CW3E Publication Notice: Comparing the Robustness of Forecast-Informed Reservoir Operating Policies under Forecast Uncertainty and Hydrologic Extremes - Center for Western Weather and Water Extremes

CW3E Publication Notice

Comparing the Robustness of Forecast-Informed Reservoir Operating Policies under Forecast Uncertainty and Hydrologic Extremes

March 4, 2026

A new article, “Comparing the Robustness of Forecast-Informed Reservoir Operating Policies under Forecast Uncertainty and Hydrologic Extremes” by Will Taylor (University of California, Davis, U.S. Air Force), Zach Brodeur (Cornell University, CW3E), Jon Herman (University of California, Davis), and Scott Steinschneider (Cornell University), has been published in the Journal of Water Resources Planning and Management, a journal of the American Society of Civil Engineers.

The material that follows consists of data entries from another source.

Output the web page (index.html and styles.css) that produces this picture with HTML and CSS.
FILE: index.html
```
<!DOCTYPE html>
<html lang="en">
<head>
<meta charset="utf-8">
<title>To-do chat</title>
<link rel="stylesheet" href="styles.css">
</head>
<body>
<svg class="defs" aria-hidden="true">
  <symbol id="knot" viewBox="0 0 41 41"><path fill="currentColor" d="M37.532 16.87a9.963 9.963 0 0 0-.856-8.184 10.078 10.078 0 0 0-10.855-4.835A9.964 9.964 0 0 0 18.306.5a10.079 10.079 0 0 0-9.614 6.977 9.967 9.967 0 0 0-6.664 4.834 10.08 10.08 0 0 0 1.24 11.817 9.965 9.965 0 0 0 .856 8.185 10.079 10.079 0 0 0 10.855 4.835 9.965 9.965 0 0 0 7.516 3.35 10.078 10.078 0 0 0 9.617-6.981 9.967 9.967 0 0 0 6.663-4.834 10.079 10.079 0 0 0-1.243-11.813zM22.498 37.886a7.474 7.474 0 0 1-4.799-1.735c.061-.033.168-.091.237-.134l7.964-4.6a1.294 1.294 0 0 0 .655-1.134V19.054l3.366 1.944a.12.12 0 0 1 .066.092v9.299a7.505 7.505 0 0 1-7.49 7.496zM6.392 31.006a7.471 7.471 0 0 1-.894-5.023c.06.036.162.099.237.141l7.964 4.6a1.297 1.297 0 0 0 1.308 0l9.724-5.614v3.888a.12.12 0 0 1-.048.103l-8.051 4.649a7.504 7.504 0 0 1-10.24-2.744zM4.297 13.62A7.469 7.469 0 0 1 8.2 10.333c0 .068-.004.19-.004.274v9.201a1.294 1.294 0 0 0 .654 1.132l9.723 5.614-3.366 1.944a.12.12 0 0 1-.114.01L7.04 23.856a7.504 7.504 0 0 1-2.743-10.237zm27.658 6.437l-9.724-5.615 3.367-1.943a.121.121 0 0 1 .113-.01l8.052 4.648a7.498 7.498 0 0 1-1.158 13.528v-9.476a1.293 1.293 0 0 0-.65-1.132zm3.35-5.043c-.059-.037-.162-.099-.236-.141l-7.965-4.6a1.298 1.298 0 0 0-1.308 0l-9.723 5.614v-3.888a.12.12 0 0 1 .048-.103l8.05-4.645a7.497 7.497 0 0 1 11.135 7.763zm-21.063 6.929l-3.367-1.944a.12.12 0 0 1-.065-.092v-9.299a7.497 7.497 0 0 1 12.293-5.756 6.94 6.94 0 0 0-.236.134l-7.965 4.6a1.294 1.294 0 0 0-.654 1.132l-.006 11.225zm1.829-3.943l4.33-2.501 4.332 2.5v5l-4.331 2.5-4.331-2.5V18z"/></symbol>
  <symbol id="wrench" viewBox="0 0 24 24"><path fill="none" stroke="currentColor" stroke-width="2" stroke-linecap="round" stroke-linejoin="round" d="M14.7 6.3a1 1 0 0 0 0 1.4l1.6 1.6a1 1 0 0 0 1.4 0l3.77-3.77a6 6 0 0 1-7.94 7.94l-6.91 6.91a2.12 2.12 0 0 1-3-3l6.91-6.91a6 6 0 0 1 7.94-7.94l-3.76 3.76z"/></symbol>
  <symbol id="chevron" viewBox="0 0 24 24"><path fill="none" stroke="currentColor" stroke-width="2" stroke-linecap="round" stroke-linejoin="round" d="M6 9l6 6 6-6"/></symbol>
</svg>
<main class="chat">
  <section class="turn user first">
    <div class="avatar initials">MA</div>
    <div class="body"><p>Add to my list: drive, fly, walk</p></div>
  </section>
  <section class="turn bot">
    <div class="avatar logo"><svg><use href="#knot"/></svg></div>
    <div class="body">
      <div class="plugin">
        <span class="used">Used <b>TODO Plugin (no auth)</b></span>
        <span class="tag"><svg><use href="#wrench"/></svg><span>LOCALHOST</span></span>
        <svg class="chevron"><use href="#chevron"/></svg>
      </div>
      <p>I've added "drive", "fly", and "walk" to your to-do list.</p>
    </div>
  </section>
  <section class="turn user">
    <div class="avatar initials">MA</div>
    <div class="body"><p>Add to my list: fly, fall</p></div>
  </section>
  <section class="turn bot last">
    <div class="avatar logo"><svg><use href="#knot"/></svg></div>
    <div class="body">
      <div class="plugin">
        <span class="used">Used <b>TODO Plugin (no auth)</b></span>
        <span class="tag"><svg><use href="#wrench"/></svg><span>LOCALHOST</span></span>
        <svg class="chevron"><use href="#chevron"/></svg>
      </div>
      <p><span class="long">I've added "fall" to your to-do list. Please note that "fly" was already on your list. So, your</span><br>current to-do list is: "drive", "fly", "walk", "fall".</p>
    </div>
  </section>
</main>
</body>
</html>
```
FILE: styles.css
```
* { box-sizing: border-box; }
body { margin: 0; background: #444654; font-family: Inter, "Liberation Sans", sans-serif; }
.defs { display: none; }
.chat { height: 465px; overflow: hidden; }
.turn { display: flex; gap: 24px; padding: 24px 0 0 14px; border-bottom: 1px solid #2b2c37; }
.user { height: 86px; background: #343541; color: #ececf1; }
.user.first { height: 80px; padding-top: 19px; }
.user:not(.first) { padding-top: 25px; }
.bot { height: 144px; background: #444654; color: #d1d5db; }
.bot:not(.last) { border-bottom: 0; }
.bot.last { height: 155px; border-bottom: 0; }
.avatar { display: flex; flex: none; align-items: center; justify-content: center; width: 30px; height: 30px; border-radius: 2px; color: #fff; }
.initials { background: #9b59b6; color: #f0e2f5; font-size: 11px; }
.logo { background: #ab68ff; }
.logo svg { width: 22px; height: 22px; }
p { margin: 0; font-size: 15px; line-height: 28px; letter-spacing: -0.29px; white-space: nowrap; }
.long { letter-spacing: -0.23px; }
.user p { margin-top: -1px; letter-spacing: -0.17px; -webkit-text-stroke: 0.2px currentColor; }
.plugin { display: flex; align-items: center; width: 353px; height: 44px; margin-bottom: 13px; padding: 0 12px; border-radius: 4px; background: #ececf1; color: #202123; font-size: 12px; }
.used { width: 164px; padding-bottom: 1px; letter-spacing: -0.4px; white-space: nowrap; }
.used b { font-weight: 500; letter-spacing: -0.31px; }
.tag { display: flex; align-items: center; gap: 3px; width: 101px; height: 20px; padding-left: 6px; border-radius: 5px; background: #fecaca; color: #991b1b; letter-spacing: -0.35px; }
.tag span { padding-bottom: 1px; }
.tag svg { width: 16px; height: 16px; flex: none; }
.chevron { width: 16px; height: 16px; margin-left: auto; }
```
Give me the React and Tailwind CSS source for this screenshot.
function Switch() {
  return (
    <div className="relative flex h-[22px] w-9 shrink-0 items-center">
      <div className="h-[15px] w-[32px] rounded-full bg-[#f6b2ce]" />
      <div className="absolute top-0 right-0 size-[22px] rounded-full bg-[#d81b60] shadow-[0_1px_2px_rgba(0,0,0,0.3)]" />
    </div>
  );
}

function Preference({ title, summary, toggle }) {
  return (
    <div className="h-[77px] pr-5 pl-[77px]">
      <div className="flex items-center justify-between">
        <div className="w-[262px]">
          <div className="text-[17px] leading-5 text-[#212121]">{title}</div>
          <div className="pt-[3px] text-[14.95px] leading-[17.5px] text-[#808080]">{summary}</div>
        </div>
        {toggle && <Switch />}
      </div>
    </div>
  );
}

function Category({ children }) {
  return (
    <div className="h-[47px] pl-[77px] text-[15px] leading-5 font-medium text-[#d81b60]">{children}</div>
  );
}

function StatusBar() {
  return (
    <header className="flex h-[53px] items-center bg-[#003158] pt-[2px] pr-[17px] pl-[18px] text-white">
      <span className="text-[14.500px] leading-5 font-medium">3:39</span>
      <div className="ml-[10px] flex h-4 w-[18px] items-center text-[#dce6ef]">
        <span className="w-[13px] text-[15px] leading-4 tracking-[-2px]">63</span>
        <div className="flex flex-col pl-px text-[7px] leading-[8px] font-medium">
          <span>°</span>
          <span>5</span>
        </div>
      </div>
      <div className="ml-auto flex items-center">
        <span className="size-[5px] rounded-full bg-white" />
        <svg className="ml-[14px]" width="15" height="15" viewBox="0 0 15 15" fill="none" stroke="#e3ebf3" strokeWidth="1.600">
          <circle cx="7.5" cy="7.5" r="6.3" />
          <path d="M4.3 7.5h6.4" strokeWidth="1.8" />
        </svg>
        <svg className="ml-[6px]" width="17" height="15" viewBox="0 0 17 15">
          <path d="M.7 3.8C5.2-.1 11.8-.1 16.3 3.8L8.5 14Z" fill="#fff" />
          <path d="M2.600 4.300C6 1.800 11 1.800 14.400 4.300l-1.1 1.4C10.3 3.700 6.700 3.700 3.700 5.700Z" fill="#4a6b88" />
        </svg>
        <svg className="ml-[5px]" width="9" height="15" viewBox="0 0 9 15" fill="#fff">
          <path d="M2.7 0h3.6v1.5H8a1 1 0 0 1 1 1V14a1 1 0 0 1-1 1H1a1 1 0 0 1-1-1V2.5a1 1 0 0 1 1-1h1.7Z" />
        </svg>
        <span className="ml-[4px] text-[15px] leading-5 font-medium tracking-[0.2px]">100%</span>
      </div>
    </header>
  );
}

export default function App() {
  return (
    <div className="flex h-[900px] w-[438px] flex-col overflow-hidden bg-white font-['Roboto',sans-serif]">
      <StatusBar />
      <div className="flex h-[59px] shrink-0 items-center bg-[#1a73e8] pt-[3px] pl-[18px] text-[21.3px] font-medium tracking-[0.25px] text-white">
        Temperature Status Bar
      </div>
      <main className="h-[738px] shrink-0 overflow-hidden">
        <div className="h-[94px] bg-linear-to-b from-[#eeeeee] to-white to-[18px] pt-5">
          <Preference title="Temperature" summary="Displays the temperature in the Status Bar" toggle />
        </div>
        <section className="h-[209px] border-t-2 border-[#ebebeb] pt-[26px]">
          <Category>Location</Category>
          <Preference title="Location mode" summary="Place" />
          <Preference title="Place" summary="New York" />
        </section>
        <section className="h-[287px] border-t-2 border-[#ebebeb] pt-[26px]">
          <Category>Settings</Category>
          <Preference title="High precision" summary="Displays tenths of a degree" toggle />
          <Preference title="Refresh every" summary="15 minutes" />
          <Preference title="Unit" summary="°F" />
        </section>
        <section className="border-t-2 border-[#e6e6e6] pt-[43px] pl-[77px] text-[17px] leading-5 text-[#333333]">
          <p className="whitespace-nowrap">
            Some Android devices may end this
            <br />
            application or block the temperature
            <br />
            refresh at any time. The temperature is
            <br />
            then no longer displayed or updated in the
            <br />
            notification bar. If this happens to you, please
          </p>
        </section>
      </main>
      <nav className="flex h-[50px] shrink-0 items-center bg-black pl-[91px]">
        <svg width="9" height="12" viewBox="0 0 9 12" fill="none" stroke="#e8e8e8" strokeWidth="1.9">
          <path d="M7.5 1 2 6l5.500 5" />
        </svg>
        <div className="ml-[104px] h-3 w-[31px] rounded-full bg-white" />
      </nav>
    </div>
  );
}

This work represents continued progress in the ongoing research collaboration between UC Davis, CW3E, and Cornell University to research FIRO strategies through the integration of synthetic forecasts (Brodeur et al., 2025). Together, these efforts advance innovative research that test FIRO strategies over many more events and a wider range of forecast conditions than traditional hindcasts alone. It directly supports the FIRO: Resilient Water Management priority outlined in CW3E’s Strategic Plan.

The study uses Lake Oroville on California’s Feather River as a case study (Ralph, et al., 2025). Lake Oroville is the State Water Project’s largest reservoir, providing flood protection, hydropower, and water supply for millions of Californians.

This study compares three potential FIRO operating policies, all driven by 1-14 day ensemble inflow forecasts from the California-Nevada River Forecast Center:

Ensemble Forecast Operations (EFO), which uses an optimized “risk curve” to decide when and how aggressively to draw down storage based on how many ensemble members exceed the top of conservation storage (Delaney et al., 2020).
Model Predictive Control (MPC), which re-optimizes releases each day over a rolling forecast horizon to minimize penalties for both approaching spill and drawing the reservoir too low.
A cumulative inflow guide-curve method, similar to approaches already being explored in Water Control Manual updates, which triggers releases based on the 70th percentile 1–5 day cumulative inflow forecast.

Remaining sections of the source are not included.